8. In the case of Gian Singh Vs. State of Punjab & Anr. reported in

(2012) 10 SCC 303, the Hon'ble Supreme Court has also conceded about

the quashing of the case in terms of the settlement, arrived at between the

parties. Paragraph-61 of the said judgment reads as follows:-

"61. The position that emerges from the above discussion can be summarised thus: the power of the High Court in quashing a criminal proceeding or FIR or complaint in exercise of its inherent jurisdiction is distinct and different from the power given to a criminal court for compounding the offences under Section 320 of the Code. Inherent power is of wide plenitude with no statutory limitation but it has to be exercised in accord with the guideline engrafted in such power viz.: (i) to secure the ends of justice, or (ii) to prevent abuse of the process of any court. In what cases power to quash the criminal proceeding or complaint or FIR may be exercised where the offender and the victim have settled their dispute would depend on the facts and circumstances of each case and no category can be prescribed. However, before exercise of such power, the High Court must have due regard to the nature and gravity of the crime. Heinous and serious offences of mental depravity or offences like murder, rape, dacoity, etc. cannot be fittingly quashed even though the victim or victim's family and the offender have settled the dispute. Such offences are not private in nature and have a serious impact on society. Similarly, any compromise between the victim and the offender in relation to the offences under special statutes like the Prevention of Corruption Act or the offences committed by public servants while working in that capacity, etc.; cannot provide for any basis for quashing criminal proceedings involving such offences. But the criminal cases having overwhelmingly and predominatingly civil flavour stand on a different footing for the purposes of quashing, particularly the offences arising from commercial, financial, mercantile, civil, partnership or such like transactions or the offences arising out of matrimony relating to dowry, etc. or the family disputes where the wrong is basically private or personal in nature and the parties have resolved their entire dispute. In this category of cases, the High Court may quash the criminal proceedings if in its view, because of the compromise between the offender and the victim, the possibility of conviction is remote and bleak and continuation of the criminal case would put the accused to great oppression and prejudice and extreme injustice would be caused to him

by not quashing the criminal case despite full and complete settlement and compromise with the victim. In other words, the High Court must consider whether it would be unfair or contrary to the interest of justice to continue with the criminal proceeding or continuation of the criminal proceeding would tantamount to abuse of process of law despite settlement and compromise between the victim and the wrongdoer and whether to secure the ends of justice, it is appropriate that the criminal case is put to an end and if the answer to the above question(s) is in the affirmative, the High Court shall be well within its jurisdiction to quash the criminal proceeding."
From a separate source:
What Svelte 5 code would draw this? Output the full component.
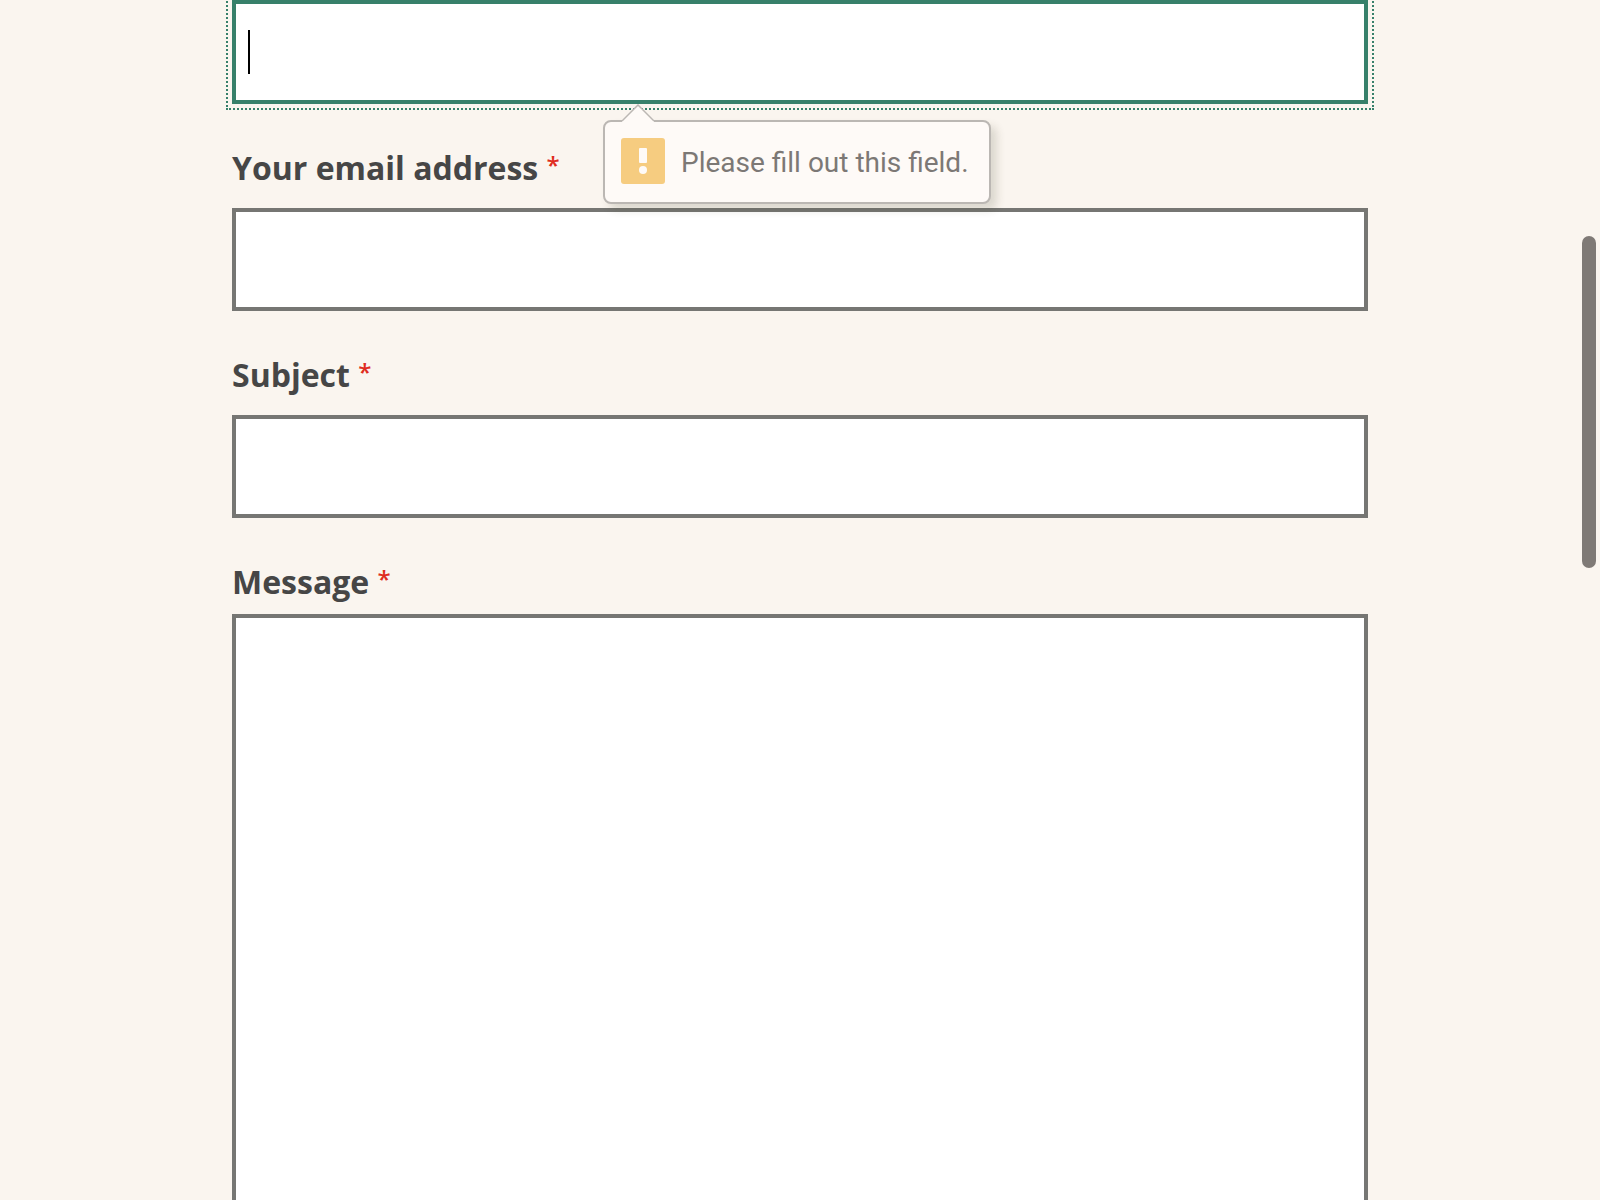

9. In view of the above facts and considering the aforesaid judgments

and also considering that this matter is arising out of matrimonial dispute

and there is no societal interest involved in this petition, the prayer made in

the petition is allowed. Accordingly, so far as the present petitioners are

concerned, the entire criminal proceeding including the order taking

cognizance dated 10.11.2014 passed by the learned Judicial Magistrate,

Hazaribag in connection with Patratu (Barkakana) P.S. Case No.230 of 2014,

dated 21.09.2014, G.R. No.3862 of 2014, T.R. No.3212 of 2015, pending in

the court of the learned Judicial Magistrate, 1 st Class, Hazaribag, is, hereby,

quashed. The Court has not interfered so far as the husband of opposite

party no.2, namely, Anil Nayak is concerned.

10. Accordingly, this petition stands allowed and disposed.

11. Consequently, I.A. No.1969 of 2022 stands disposed of.